Bomb City (Jameson Brooks)

La película se abre y se cierra con la voz en off de Marilyn Manson reflexionando no tanto sobre juventud y violencia, que también, sino sobre cómo la segunda se percibe, interpreta y castiga de un modo o de otro dependiendo de quién la ejerza y la padezca. El debutante Jameson Brooks no pretende, pues, sentar cátedra sobre el ‹angst› juvenil en los USA (aunque deje sugerir, muy de pasada, su conexión con las grietas del Sueño Americano), sino señalar las profundas diferencias de clase que vertebran la sociedad estadounidense, diferencias que el crimen real que inspira la película pone claramente en evidencia. Es una película sobre el odio: el odio al diferente, al que desafía las normas sociales o, simple y llanamente, profesa un estilo de vida que no entendemos. Si su título original alude a una violencia soterrada que amenaza con estallar en cualquier momento, ésta se diría que pende de esa perplejidad, derivada luego en intolerancia y hostilidad, hacia quienes osan desmarcarse de lo que se considera socialmente aceptable. Bomb City funciona también, pues, como mirada empática y comprensiva a una cultura (el punk) usualmente malinterpretada (cultura que Brooks aborda con la voluntad de desmontar mitos e ideas infundadas, demostrando que puede tener un carácter más constructivo —por creativo— que destructivo), pero también con la necesidad de denunciar la hipocresía que subyace en quienes condenan actitudes y comportamientos que luego toleran o pasan por alto cuando quienes los llevan a cabo son sujetos modelo de la sociedad, es decir, “niños bien” criados en familias pudientes y respetables (respetables por pudientes, entiéndase).

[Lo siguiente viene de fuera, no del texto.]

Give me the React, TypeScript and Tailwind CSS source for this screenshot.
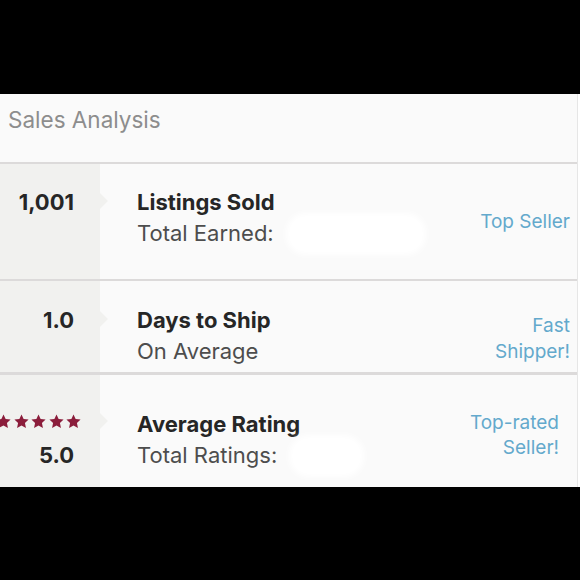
import { Fragment } from 'react'

const font = { fontFamily: 'Inter, "Liberation Sans", sans-serif' }

function Star() {
  return (
    <svg viewBox="0 0 24 24" className="h-[15px] w-[15px] flex-shrink-0 fill-[#8b1d3b]">
      <path d="M12 0.8l3.4 7.2 7.9.9-5.8 5.4 1.6 7.9L12 18.2l-7.1 4 1.6-7.9L.7 8.9l7.9-.9z" />
    </svg>
  )
}

function Notch({ top }: { top: number }) {
  return (
    <div
      className="absolute left-[100px] h-0 w-0 border-y-[8px] border-l-[8px] border-y-transparent border-l-[#f1f1ef]"
      style={{ top }}
    />
  )
}

function Redacted({ width }: { width: number }) {
  return (
    <div
      className="-my-[6px] ml-3 h-[42px] rounded-[20px] bg-white blur-[3px]"
      style={{ width }}
    />
  )
}

export default function App() {
  return (
    <div className="flex h-[580px] w-[580px] flex-col bg-black" style={font}>
      <div className="h-[94px]" />
      <div className="flex h-[393px] bg-white">
        <div className="flex w-[578px] flex-col border-r border-[#e6e6e6] bg-[#fafafa]">
          <div className="h-[70px] border-b-2 border-[#dcdada] pl-2 pt-[11px]">
            <h2 className="text-[22.5px] leading-[30px] text-[#8d8d8d]">Sales Analysis</h2>
          </div>

          {/* listings */}
          <div className="relative flex h-[117px] border-b-2 border-[#dcdada]">
            <div className="w-[100px] bg-[#f1f1ef] pr-[26px] pt-[23px] text-right">
              <p className="text-[22px] font-bold leading-[31px] text-[#262626]">1,001</p>
            </div>
            <Notch top={29} />
            <div className="flex-1 pl-[37px] pt-[23px]">
              <p className="text-[22px] font-bold leading-[31px] text-[#262626]">Listings Sold</p>
              <div className="flex h-[31px] items-center">
                <p className="text-[22px] leading-[31px] text-[#4d4d4d]">Total Earned:</p>
                <Redacted width={140} />
              </div>
            </div>
            <div className="pr-[7px] pt-[45px] text-right text-[19px] leading-[26px] text-[#63a9cc]">
              Top Seller
            </div>
          </div>

          {/* shipping */}
          <div className="relative flex h-[94px] border-b-[3px] border-[#dcdada]">
            <div className="w-[100px] bg-[#f1f1ef] pr-[26px] pt-[24px] text-right">
              <p className="text-[22px] font-bold leading-[31px] text-[#262626]">1.0</p>
            </div>
            <Notch top={30} />
            <div className="flex-1 pl-[37px] pt-[24px]">
              <p className="text-[22px] font-bold leading-[31px] text-[#262626]">Days to Ship</p>
              <p className="text-[22px] leading-[31px] text-[#4d4d4d]">On Average</p>
            </div>
            <div className="pr-[7px] pt-[32px] text-right text-[19px] leading-[26px] text-[#63a9cc]">
              {['Fast', 'Shipper!'].map((l) => (
                <Fragment key={l}>
                  {l}
                  <br />
                </Fragment>
              ))}
            </div>
          </div>

          {/* rating */}
          <div className="relative flex flex-1">
            <div className="w-[100px] overflow-hidden bg-[#f1f1ef] pr-[19px] pt-[36px]">
              <div className="flex h-[20px] items-center justify-end gap-[2.5px]">
                {[0, 1, 2, 3, 4].map((i) => (
                  <Star key={i} />
                ))}
              </div>
              <p className="mt-[9px] pr-[7px] text-right text-[22px] font-bold leading-[31px] text-[#262626]">
                5.0
              </p>
            </div>
            <Notch top={38} />
            <div className="flex-1 pl-[37px] pt-[34px]">
              <p className="text-[22px] font-bold leading-[31px] text-[#262626]">Average Rating</p>
              <div className="flex h-[31px] items-center">
                <p className="text-[22px] leading-[31px] text-[#4d4d4d]">Total Ratings:</p>
                <Redacted width={75} />
              </div>
            </div>
            <div className="pr-[18px] pt-[35px] text-right text-[19px] leading-[25px] text-[#63a9cc]">
              Top-rated
              <br />
              Seller!
            </div>
          </div>
        </div>
      </div>
    </div>
  )
}
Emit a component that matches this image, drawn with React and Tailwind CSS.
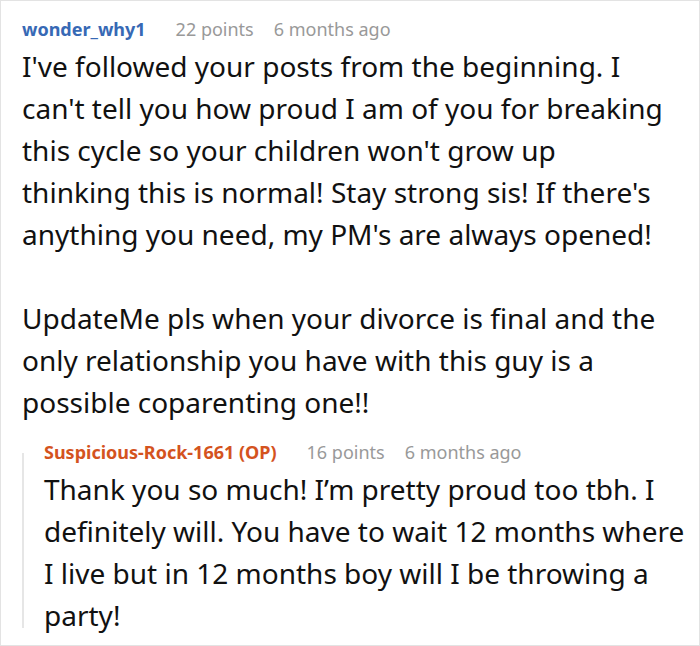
import React from 'react';

const Header = ({ author, authorClass, points, time }) => (
    <div className="flex items-baseline text-[18px] leading-[24px]">
        <span className={`font-bold ${authorClass}`}>{author}</span>
        <span className="ml-[30px] text-[#999999]">{points} points</span>
        <span className="ml-5 text-[#999999]">{time}</span>
    </div>
);

// each entry is one visual line, as wrapped in the original thread
const Lines = ({ lines }) =>
    lines.map((line, i) => (
        <React.Fragment key={i}>
            {line}
            {i < lines.length - 1 && <br />}
        </React.Fragment>
    ));

export default function App() {
    return (
        <div
            className="w-[700px] h-[646px] bg-white border border-[#e3e3e3] pl-[21px] pr-[8px] pt-[16px] overflow-hidden"
            style={{ fontFamily: '"Noto Sans", "Open Sans", sans-serif' }}
        >
            {/* Parent comment */}
            <Header author="wonder_why1" authorClass="text-[#3769b5]" points={22} time="6 months ago" />
            <div className="mt-[4px] text-[28px] leading-[42px] text-[#111111] whitespace-nowrap">
                <p>
                    <Lines
                        lines={[
                            "I've followed your posts from the beginning. I",
                            "can't tell you how proud I am of you for breaking",
                            "this cycle so your children won't grow up",
                            "thinking this is normal! Stay strong sis! If there's",
                            "anything you need, my PM's are always opened!",
                        ]}
                    />
                </p>
                <p className="mt-[42px]">
                    <Lines
                        lines={[
                            'UpdateMe pls when your divorce is final and the',
                            'only relationship you have with this guy is a',
                            'possible coparenting one!!',
                        ]}
                    />
                </p>
            </div>

            {/* OP reply */}
            <div className="mt-[17px] flex">
                <div className="w-[2px] shrink-0 bg-[#e6e6e6] mt-[13px] mb-[8px]" />
                <div className="pl-[20px]">
                    <Header
                        author="Suspicious-Rock-1661 (OP)"
                        authorClass="text-[#d4531e]"
                        points={16}
                        time="6 months ago"
                    />
                    <p className="mt-[4px] text-[28px] leading-[42px] text-[#111111] whitespace-nowrap">
                        <Lines
                            lines={[
                                'Thank you so much! I’m pretty proud too tbh. I',
                                'definitely will. You have to wait 12 months where',
                                'I live but in 12 months boy will I be throwing a',
                                'party!',
                            ]}
                        />
                    </p>
                </div>
            </div>
        </div>
    );
}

Es una película indignada que consigue traspasarnos su indignación con mucha facilidad (algo no especialmente complicado, ya que el suceso real y su desenlace enfurecerían a cualquier persona sensata), pero es precisamente esto, el querer plasmar con demasiada nitidez las debilidades del sistema judicial americano, lo que limita en gran medida su alcance. No creo, honestamente, que Brooks desconfíe de la capacidad analítica del espectador, pero lo cierto es que acaba dándonos las cosas demasiado masticadas al recurrir, en su tramo final, a esos insertos en off de la entrevista a Manson que citábamos antes, y que en esencia no hacen más que verbalizar redundantemente las preguntas y tesis que plantea la película, haciendo que ésta se torne demasiado obvia y discursiva, demasiado regida por un único y doble propósito rector: por una parte, honrar a quien tristemente sufrió aquellos hechos, y por otra, denunciar el alto grado de desigualdad que aún se percibe en la sociedad estadounidense, especialmente en regiones tan conservadores como Texas, donde transcurre la acción. No puede decirse que Bomb City no cumpla sus objetivos con cierta holgura, pero en el proceso la sutileza se ha visto algo maltrecha; faltan matices y ambigüedad, y sobra cierto exceso dialéctico (y cierta retórica visual tendente a subrayar lo evidente) en sus últimos minutos. Asimismo, uno siente, desde los primeros compases, que resulta muy sencillo adivinar tanto las intenciones del director como los derroteros que tomará la trama.

Estas cuestiones sólo enturbian parcialmente los logros de una película ante todo comprometida, acaso demasiado bienintencionada o demasiado pendiente de no traicionar la memoria del joven protagonista como para resultar del todo satisfactoria, pero por lo demás perfectamente competente: está narrada con fluidez, interpretada de forma convincente por su joven y desconocido reparto, y ostenta unas labores de fotografía y acompañamiento musical (obra de Jake Wilganowski y Cody y Sheldon Chick, respectivamente) muy conseguidas, especialmente en lo que atañe a una banda sonora que pauta con turbiedad y sutil sentido de la tragedia la tensión creciente que atraviesa la película. Y, sin embargo, no llega a generar esa sensación de aprensión, de desasosiego, que suele caracterizar a aquellas obras en las que un suceso violento va gestándose lentamente a lo largo del metraje, hasta estallar definitivamente en el desenlace. Aquí, cuando acontece lo inevitable, el espectador está quizás demasiado mentalizado como para sentirse sacudido o conmocionado por lo sucedido. Lo que nos lleva a lo que comentábamos antes: Bomb City, siendo una obra estimulante y que aborda un tema complejo y conflictivo, cae en el error de mostrar demasiado pronto sus cartas, y de subrayar demasiado sus conclusiones en un epílogo mejorable. En lo que no falla es en reflejar la desigualdad endémica del sistema: siempre existirá, nos tememos, gente con privilegios cuyos actos se medirán con una benevolencia que se le niega a quienes no los gozan. En este sentido la película no puede ser más descorazonadora, y su llamada a la concienciación y la indignación, merecedora de ser escuchada.